9. In the case at hand, the assessee did not approach the Income Tax Officer with a prayer for waiver or reduction in the amount of interest but filed an appeal. In the appeal it was not the case of the assessee that the very jurisdiction to levy the interest was not attracted and therefore the interest could not have been levied at all. A perusal of the order of the AAC shows that the contention was confined around waiver or reduction of interest if only an opportunity to show cause would have been allowed to the assessee. That could not have been a ground of appeal.

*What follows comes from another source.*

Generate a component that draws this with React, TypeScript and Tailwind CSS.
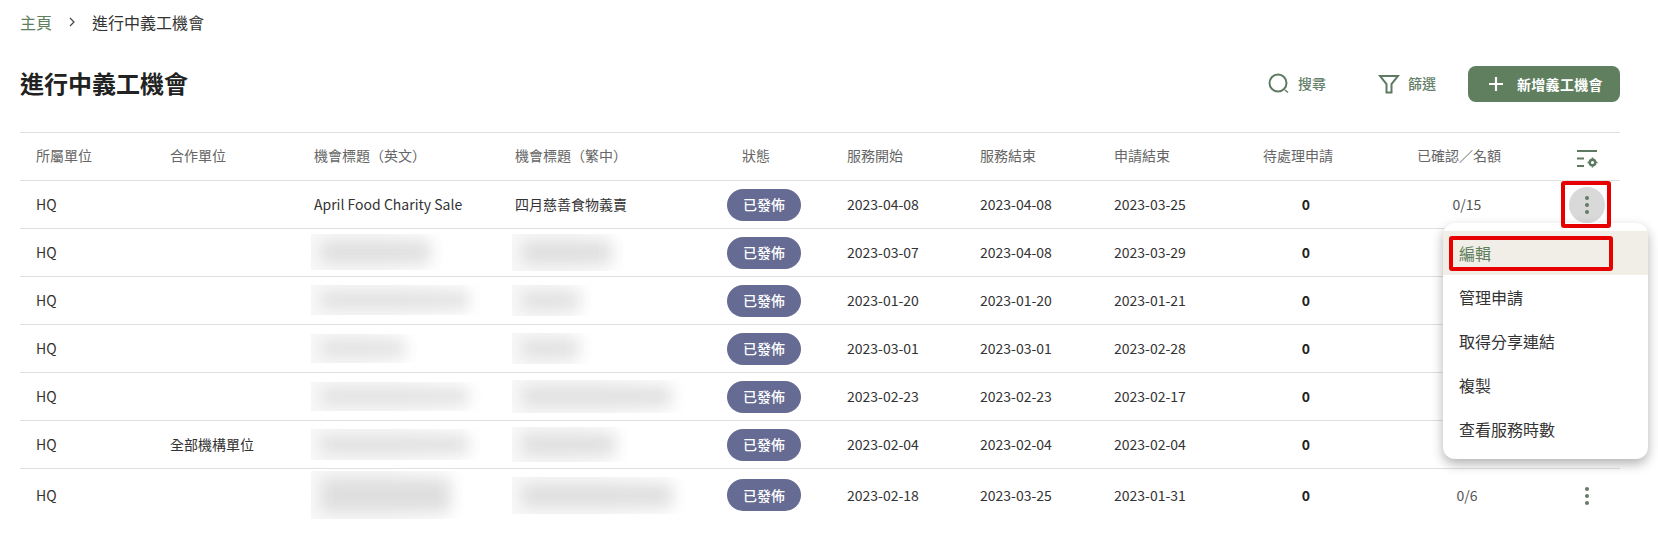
const font = '[font-family:"Noto_Sans_CJK_TC","Noto_Sans",sans-serif]';

const rows = [
  { partner: "", en: "April Food Charity Sale", zh: "四月慈善食物義賣", start: "2023-04-08", end: "2023-04-08", apply: "2023-03-25", quota: "0/15" },
  { partner: "", blurEn: "w-[133px] h-[36px]", blurZh: "w-[113px] h-[37px]", start: "2023-03-07", end: "2023-04-08", apply: "2023-03-29" },
  { partner: "", blurEn: "w-[171px] h-[30px]", blurZh: "w-[81px] h-[31px]", start: "2023-01-20", end: "2023-01-20", apply: "2023-01-21" },
  { partner: "", blurEn: "w-[107px] h-[29px]", blurZh: "w-[80px] h-[31px]", start: "2023-03-01", end: "2023-03-01", apply: "2023-02-28" },
  { partner: "", blurEn: "w-[171px] h-[29px]", blurZh: "w-[173px] h-[33px]", start: "2023-02-23", end: "2023-02-23", apply: "2023-02-17" },
  { partner: "全部機構單位", blurEn: "w-[171px] h-[31px]", blurZh: "w-[117px] h-[35px]", start: "2023-02-04", end: "2023-02-04", apply: "2023-02-04" },
  { partner: "", blurEn: "w-[153px] h-[48px]", blurZh: "w-[174px] h-[37px]", start: "2023-02-18", end: "2023-03-25", apply: "2023-01-31", quota: "0/6" },
];

function Blur({ size }: { size?: string }) {
  return (
    <div className={`${size} -ml-[3px] overflow-hidden bg-linear-to-r from-[#f8f8f8] via-[#f8f8f8] to-white py-[7px] pl-[10px] pr-[14px]`}>
      <div className="h-full w-full bg-[#dedede] blur-[8px]" />
    </div>
  );
}

function Dots() {
  return (
    <svg width="6" height="20" viewBox="0 0 6 20" fill="#667a6b">
      <circle cx="3" cy="3" r="2" />
      <circle cx="3" cy="10" r="2" />
      <circle cx="3" cy="17" r="2" />
    </svg>
  );
}

export default function App() {
  const th = "h-[48px] px-4 pb-[2px] text-left text-[14px] font-normal text-[#666]";
  const td = "px-4 pb-[1px] text-[14px] text-[#333]";
  return (
    <div className={`relative h-[536px] w-[1658px] overflow-hidden bg-white ${font}`}>
      <div className="flex h-[44px] items-center px-5 text-[16px] text-[#333]">
        <span className="text-[#5f7f5f]">主頁</span>
        <svg className="ml-[16px] mr-[16px]" width="8" height="10" viewBox="0 0 8 10" fill="none" stroke="#444" strokeWidth="1.2">
          <path d="M2 1l4 4-4 4" />
        </svg>
        <span>進行中義工機會</span>
      </div>

      <div className="mt-[22px] flex h-[36px] items-center pl-5 pr-[38px]">
        <h1 className="mb-[2px] text-[24px] font-bold text-[#222]">進行中義工機會</h1>
        <div className="ml-auto flex items-center text-[14px] font-medium text-[#667f6b]">
          <svg width="22" height="22" viewBox="0 0 22 22" fill="none" stroke="#5f7a63" strokeWidth="2">
            <circle cx="10" cy="10" r="8.5" />
            <path d="M17 17l3 2.5" strokeWidth="1.5" />
          </svg>
          <span className="mb-[2px] ml-[8px]">搜尋</span>
          <svg className="ml-[52px]" width="22" height="20" viewBox="0 0 22 20" fill="none" stroke="#5f7a63" strokeWidth="2">
            <path d="M2 2h18l-6.5 8v8.5h-5V10z" />
          </svg>
          <span className="mb-[2px] ml-[8px]">篩選</span>
          <button className="ml-[32px] flex h-[36px] w-[152px] items-center rounded-lg bg-[#5f7f5f] pl-[20px] text-[14px] font-bold tracking-[0.3px] text-white">
            <svg width="16" height="16" viewBox="0 0 16 16" stroke="#fff" strokeWidth="2.2">
              <path d="M8 1v14M1 8h14" />
            </svg>
            <span className="ml-[13px]">新增義工機會</span>
          </button>
        </div>
      </div>

      <div className="mx-5 mt-[30px]">
        <table className="w-[1600px] table-fixed border-collapse">
          <colgroup>
            <col className="w-[134px]" />
            <col className="w-[144px]" />
            <col className="w-[201px]" />
            <col className="w-[184px]" />
            <col className="w-[148px]" />
            <col className="w-[133px]" />
            <col className="w-[134px]" />
            <col className="w-[134px]" />
            <col className="w-[148px]" />
            <col className="w-[174px]" />
            <col className="w-[66px]" />
          </colgroup>
          <thead>
            <tr className="border-y border-[#e0e0e0]">
              <th className={th}>所屬單位</th>
              <th className={th}>合作單位</th>
              <th className={th}>機會標題（英文）</th>
              <th className={th}>機會標題（繁中）</th>
              <th className={`${th} !pr-[18px] !text-center`}>狀態</th>
              <th className={th}>服務開始</th>
              <th className={th}>服務結束</th>
              <th className={th}>申請結束</th>
              <th className={`${th} !pr-[32px] !text-center`}>待處理申請</th>
              <th className={`${th} !pr-[32px] !text-center`}>已確認／名額</th>
              <th className={th + " !px-0"}>
                <svg className="mx-auto mt-[6px]" width="22" height="18" viewBox="0 0 22 18" fill="none" stroke="#5f7a63" strokeWidth="1.8">
                  <path d="M1 1h20M1 8.5h7M1 16h7" />
                  <circle cx="16.5" cy="12.5" r="2.8" strokeWidth="2.4" />
                  <path d="M16.5 7.5v2M16.5 15.5v2M11.5 12.5h2M19.5 12.5h2" strokeWidth="1.6" />
                </svg>
              </th>
            </tr>
          </thead>
          <tbody>
            {rows.map((r, i) => (
              <tr key={i} className={i === rows.length - 1 ? "h-[54px]" : "h-[48px] border-b border-[#e0e0e0]"}>
                <td className={td}>HQ</td>
                <td className={td}>{r.partner}</td>
                <td className={td}>{r.en ?? <Blur size={r.blurEn} />}</td>
                <td className={td}>{r.zh ?? <Blur size={r.blurZh} />}</td>
                <td className={i === rows.length - 1 ? td : `${td} !pb-0`}>
                  <div className="ml-[28px] flex h-[32px] w-[74px] items-center justify-center rounded-full bg-[#666b93] text-[14px] font-medium text-white">已發佈</div>
                </td>
                <td className={td}>{r.start}</td>
                <td className={td}>{r.end}</td>
                <td className={td}>{r.apply}</td>
                <td className={`${td} text-center font-semibold !text-[#222]`}>0</td>
                <td className={`${td} text-center !text-[#555]`}>{r.quota}</td>
                <td className="px-0">
                  {(i === 0 || i === rows.length - 1) && (
                    <div className={`mx-auto flex h-[36px] w-[36px] items-center justify-center rounded-full ${i === 0 ? "bg-[#d9d9d9]" : ""}`}>
                      <Dots />
                    </div>
                  )}
                </td>
              </tr>
            ))}
          </tbody>
        </table>
      </div>

      <div className="absolute left-[1443px] top-[223px] w-[205px] rounded-xl bg-white py-2 text-[16px] text-[#333] shadow-[0_5px_12px_rgba(0,0,0,0.3)]">
        <div className="flex h-[44px] items-center bg-[#f0eee6] pl-[16px] text-[#5f7f5f]">編輯</div>
        <div className="flex h-[44px] items-center pl-[16px]">管理申請</div>
        <div className="flex h-[44px] items-center pl-[16px]">取得分享連結</div>
        <div className="flex h-[44px] items-center pl-[16px]">複製</div>
        <div className="flex h-[44px] items-center pl-[16px]">查看服務時數</div>
        <div className="absolute left-[6px] top-[13px] h-[35px] w-[164px] rounded-[3px] border-[4px] border-[#e60000]" />
      </div>

      {/* annotation box round the row menu button, sits over the menu's top edge */}
      <div className="absolute left-[1561px] top-[181px] h-[47px] w-[50px] rounded-[3px] border-[4px] border-[#e60000]" />
    </div>
  );
}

Inasmuch as the delay in filing the return and the delay in filing the estimate of advance tax were not disputed, the appropriate remedy of the assessee was to have moved an appropriate application seeking the waiver or the reduction of interest before the Assessing Authority.

10. That being the position of law, we are of the opinion that the appeal before the AAC to the extent to which it challenged the levy of interest under Sections 139(1) and 217(1)(a) was not maintainable. The Tribunal was, therefore, right in allowing the appeal filed by the Revenue setting aside the order of the AAC to the extent to which it had set aside the order of the ITO levying interest.

11. The question is answered accordingly i.e., against the assessee and in favour of the revenue. No orders as to costs.

List for further proceedings on 15th December, 1997.